=== Collected data ===
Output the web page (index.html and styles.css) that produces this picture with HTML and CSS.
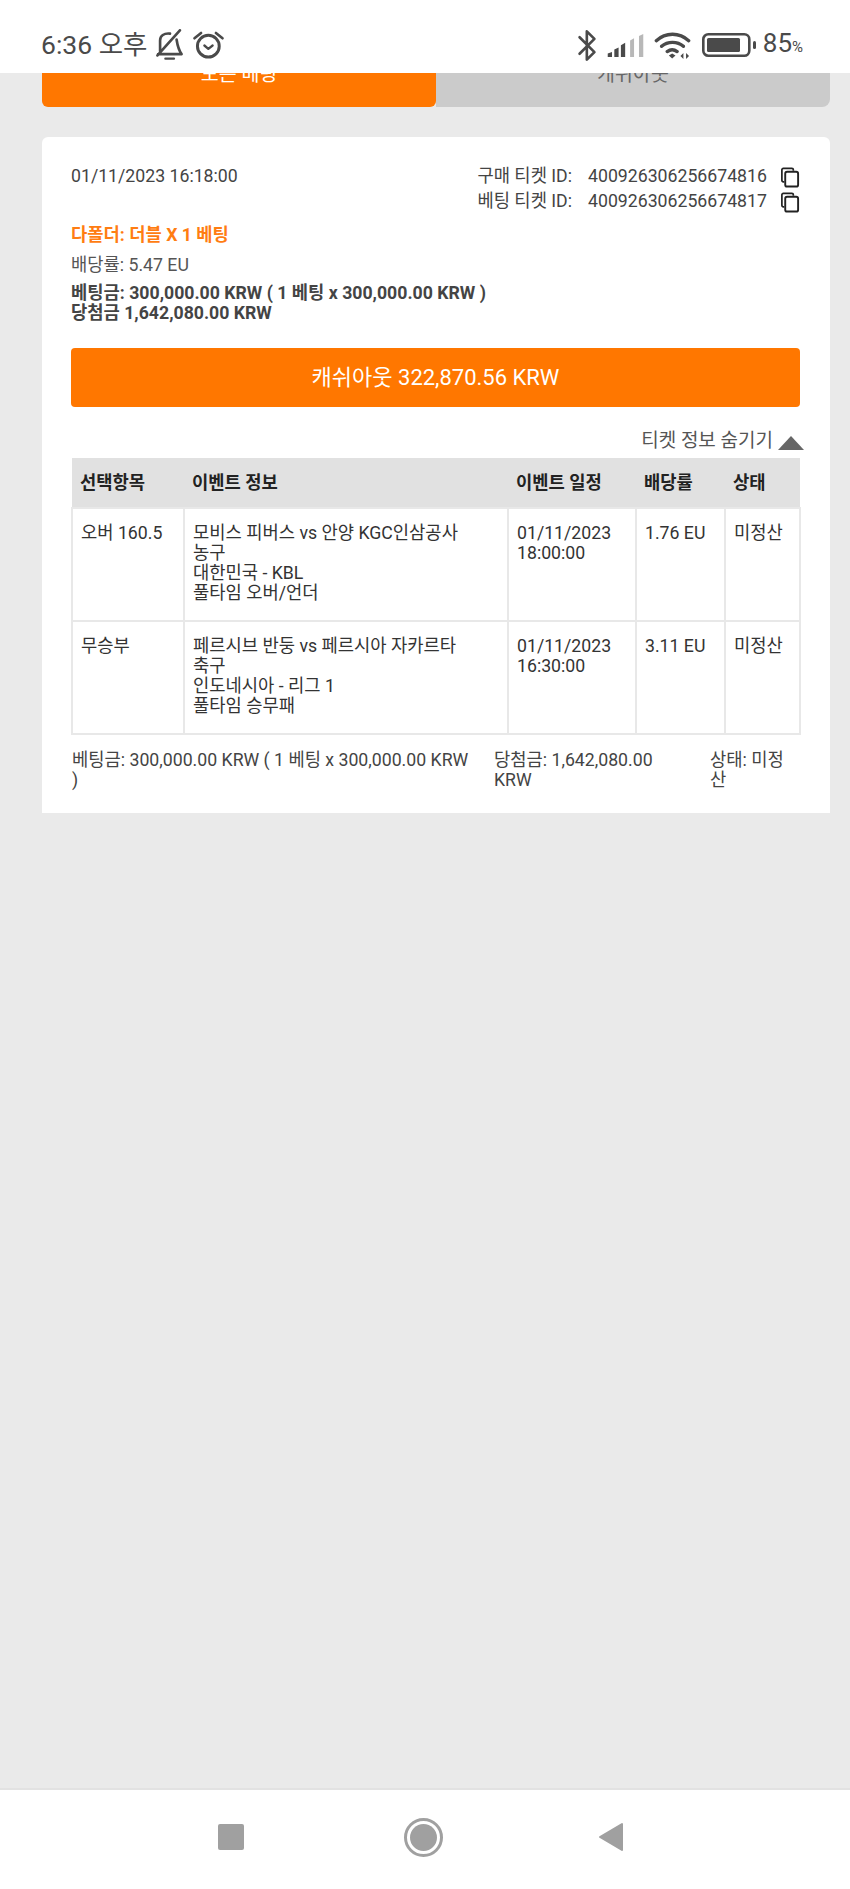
FILE: index.html
```html
<!DOCTYPE html>
<html lang="ko">
<head>
<meta charset="utf-8">
<title>베팅 내역</title>
<link rel="stylesheet" href="styles.css">
</head>
<body>
<div class="app">
  <header class="status">
    <div class="status-left">
      <span class="time">6:36 오후</span>
      <svg class="ic-bell" viewBox="10 10 90 100"><path d="M28 78V45C28 30 40 22 58 24M78 42c2 13 4 28 15 44H22M88 14 20 90" fill="none" stroke="#4a4a4a" stroke-width="8" stroke-linecap="round" stroke-linejoin="round"/><path d="M44 100h26" stroke="#4a4a4a" stroke-width="7" stroke-linecap="round"/></svg>
      <svg class="ic-alarm" viewBox="120 10 105 100"><circle cx="172" cy="62" r="33" fill="none" stroke="#4a4a4a" stroke-width="9"/><path d="m130 38 20-16M215 38l-20-16" stroke="#4a4a4a" stroke-width="8" stroke-linecap="round"/><path d="m160 60 12 10 13-10" fill="none" stroke="#4a4a4a" stroke-width="7" stroke-linecap="round" stroke-linejoin="round"/></svg>
    </div>
    <div class="status-right">
      <svg class="ic-bt" viewBox="15 15 65 100"><path d="m25 40 45 45-23 23V22l23 23-45 45" fill="none" stroke="#4a4a4a" stroke-width="8" stroke-linecap="round" stroke-linejoin="round"/></svg>
      <svg class="ic-signal" viewBox="105 25 118 76"><path d="M110 87l13-4v15h-13zM130 75l13-6v29h-13zM150 62l13-7v43h-13z" fill="#4a4a4a"/><path d="M178 48l12-7v57h-12zM205 34l13-6v70h-13z" fill="#b8b8b8"/></svg>
      <svg class="ic-wifi" viewBox="250 15 115 90"><path d="M257 47c28-26 70-26 98 0M273 64c18-16 48-16 66 0M290 80c9-7 21-7 30 0" fill="none" stroke="#4a4a4a" stroke-width="10" stroke-linecap="round"/><path d="m295 92 10-6 10 6-10 9z" fill="#4a4a4a"/><path d="M339 84v18l-9-9zM347 102V84l9 9z" fill="#4a4a4a"/></svg>
      <svg class="ic-batt" viewBox="0 0 54 24"><rect x="1.300" y="1.300" width="46" height="21.400" rx="5" fill="none" stroke="#4a4a4a" stroke-width="2.600"/><rect x="5" y="5" width="33" height="14" rx="1.500" fill="#4a4a4a"/><rect x="51" y="8" width="3" height="8" rx="1.500" fill="#4a4a4a"/></svg>
      <span class="pct">85<small>%</small></span>
    </div>
  </header>

  <main class="content">
    <nav class="tabs">
      <div class="tab tab-on">모든 베팅</div>
      <div class="tab tab-off">캐쉬아웃</div>
    </nav>

    <section class="card">
      <div class="meta">
        <div class="stamp">01/11/2023 16:18:00</div>
        <div class="ids">
          <div class="id-row">
            <span class="id-label">구매 티켓 ID:</span><span class="id-num">400926306256674816</span>
            <svg class="ic-copy" viewBox="0 0 20 22"><path d="M4 15.500H3a1.500 1.500 0 0 1-1.500-1.500V3A1.500 1.500 0 0 1 3 1.500h9A1.500 1.500 0 0 1 13.500 3v1" fill="none" stroke="#222" stroke-width="1.800"/><rect x="5" y="5" width="13.500" height="15.500" rx="2" fill="#fff" stroke="#222" stroke-width="2"/></svg>
          </div>
          <div class="id-row">
            <span class="id-label">베팅 티켓 ID:</span><span class="id-num">400926306256674817</span>
            <svg class="ic-copy" viewBox="0 0 20 22"><path d="M4 15.500H3a1.500 1.500 0 0 1-1.500-1.500V3A1.500 1.500 0 0 1 3 1.500h9A1.500 1.500 0 0 1 13.500 3v1" fill="none" stroke="#222" stroke-width="1.800"/><rect x="5" y="5" width="13.500" height="15.500" rx="2" fill="#fff" stroke="#222" stroke-width="2"/></svg>
          </div>
        </div>
      </div>

      <div class="bet-type">다폴더: 더블 X 1 베팅</div>
      <div class="odds">배당률: 5.47 EU</div>
      <div class="totals">
        <div>베팅금: 300,000.00 KRW ( 1 베팅 x 300,000.00 KRW )</div>
        <div>당첨금 1,642,080.00 KRW</div>
      </div>

      <button class="cashout" type="button">캐쉬아웃 322,870.56 KRW</button>

      <div class="toggle">
        <span>티켓 정보 숨기기</span>
        <span class="tri"></span>
      </div>

      <table class="legs">
        <colgroup>
          <col class="c1"><col class="c2"><col class="c3"><col class="c4"><col class="c5">
        </colgroup>
        <thead>
          <tr><th>선택항목</th><th>이벤트 정보</th><th>이벤트 일정</th><th>배당률</th><th>상태</th></tr>
        </thead>
        <tbody>
          <tr>
            <td>오버 160.5</td>
            <td>모비스 피버스 vs 안양 KGC인삼공사<br>농구<br>대한민국 - KBL<br>풀타임 오버/언더</td>
            <td>01/11/2023<br>18:00:00</td>
            <td>1.76 EU</td>
            <td>미정산</td>
          </tr>
          <tr>
            <td>무승부</td>
            <td>페르시브 반둥 vs 페르시아 자카르타<br>축구<br>인도네시아 - 리그 1<br>풀타임 승무패</td>
            <td>01/11/2023<br>16:30:00</td>
            <td>3.11 EU</td>
            <td>미정산</td>
          </tr>
        </tbody>
      </table>

      <div class="summary">
        <div>베팅금: 300,000.00 KRW ( 1 베팅 x 300,000.00 KRW )</div>
        <div>당첨금: 1,642,080.00 KRW</div>
        <div>상태: 미정산</div>
      </div>
    </section>
  </main>

  <footer class="navbar">
    <span class="nav-square"></span>
    <span class="nav-home"><span class="nav-dot"></span></span>
    <svg class="nav-back" viewBox="0 0 26 30"><path d="M2 15 24 2v26z" fill="#a0a0a0" stroke="#a0a0a0" stroke-width="2" stroke-linejoin="round"/></svg>
  </footer>
</div>
</body>
</html>
```

FILE: styles.css
```css
* { box-sizing: border-box; }
html, body { margin: 0; height: 100%; }
body {
  font-family: Roboto, "Noto Sans CJK KR", sans-serif;
  font-size: 17.7px;
  line-height: 20px;
  color: #444;
  background: #eaeaea;
}
.app { height: 1889px; display: flex; flex-direction: column; overflow: hidden; }

.status {
  position: relative;
  z-index: 2;
  height: 73px;
  flex: none;
  background: #fff;
  display: flex;
  justify-content: space-between;
  align-items: flex-start;
  padding: 27px 47px 0 41px;
  color: #4a4a4a;
}
.status-left, .status-right { display: flex; align-items: center; height: 36px; }
.time { font-size: 26.500px; line-height: 36px; margin-right: 7px; }
.ic-bell { width: 30px; height: 33px; margin-right: 7px; }
.ic-alarm { width: 35px; height: 33px; }
.ic-bt { width: 22px; height: 33px; margin-right: 8px; }
.ic-signal { width: 39px; height: 25px; margin-right: 9px; }
.ic-wifi { width: 38px; height: 30px; margin-right: 10px; }
.ic-batt { width: 54px; height: 24px; margin-right: 7px; }
.pct { font-size: 26px; line-height: 36px; }
.pct small { font-size: 15px; }

.content { flex: 1; padding: 0 20px 0 42px; }
.tabs { display: flex; height: 64px; margin-top: -30px; margin-bottom: 30px; }
.tab { flex: 1; display: flex; align-items: center; justify-content: center; font-size: 19.500px; }
.tab-on { background: #ff7700; color: #fff; border-radius: 0 0 6px 6px; flex: 0 0 394px; }
.tab-off { background: #cbcbcb; color: #666; border-radius: 0 0 8px 0; }

.card {
  background: #fff;
  border-radius: 6px 6px 0 0;
  height: 676px;
  padding: 29px 30px 0 29px;
}
.meta { display: flex; justify-content: space-between; }
.ids { display: flex; flex-direction: column; gap: 5px; }
.id-row { display: flex; align-items: center; justify-content: flex-end; height: 20px; }
.id-num { margin-left: 16px; width: 192px; }
.ic-copy { width: 20px; height: 21px; flex: none; position: relative; top: 1px; }

.bet-type { margin-top: 14px; color: #ff7d12; font-weight: 700; }
.odds { margin-top: 10px; color: #555; }
.totals { margin-top: 8px; font-weight: 700; }

.cashout {
  display: block;
  width: 100%;
  height: 59px;
  margin-top: 25px;
  border: 0;
  border-radius: 4px;
  background: #ff7700;
  color: #fff;
  font: 400 22px/24px Roboto, "Noto Sans CJK KR", sans-serif;
}

.toggle {
  margin-top: 24px;
  margin-right: -4px;
  height: 27px;
  display: flex;
  justify-content: flex-end;
  align-items: flex-start;
  font-size: 19px;
  color: #555;
}
.tri {
  width: 0;
  height: 0;
  margin: 5px 0 0 5px;
  border-left: 13px solid transparent;
  border-right: 13px solid transparent;
  border-bottom: 14px solid #666;
}

.legs { width: 728px; table-layout: fixed; border-collapse: collapse; color: #333; }
.c1 { width: 112px; }
.c2 { width: 324px; }
.c3 { width: 128px; }
.c4 { width: 89px; }
.c5 { width: 75px; }
.legs th {
  height: 50px;
  padding: 0 8px;
  background: #e1e1e1;
  color: #222;
  font-weight: 700;
  text-align: left;
}
.legs td {
  height: 111px;
  padding: 14px 8px 17px;
  border: 2px solid #e8e8e8;
  vertical-align: top;
}

.summary {
  display: grid;
  grid-template-columns: 422px 216px 91px;
  margin-top: 15px;
  padding-left: 1px;
  color: #444;
}
.summary > div { padding-right: 20px; }
.summary > div:last-child { padding-right: 16px; }

.navbar {
  flex: none;
  height: 101px;
  background: #fff;
  border-top: 2px solid #e2e2e2;
  display: flex;
  align-items: center;
  padding: 0 226px 5px 218px;
  justify-content: space-between;
}
.nav-square { width: 26px; height: 26px; border-radius: 2px; background: #a0a0a0; }
.nav-home {
  width: 39px;
  height: 39px;
  margin-left: 4px;
  border-radius: 50%;
  border: 3px solid #a0a0a0;
  display: flex;
  align-items: center;
  justify-content: center;
}
.nav-dot { width: 27px; height: 27px; border-radius: 50%; background: #a0a0a0; }
.nav-back { width: 26px; height: 30px; }
```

=== Exercise brief ===
Work out how many lines above contain the word "index". Give only the number.

=== Answer to the task ===
3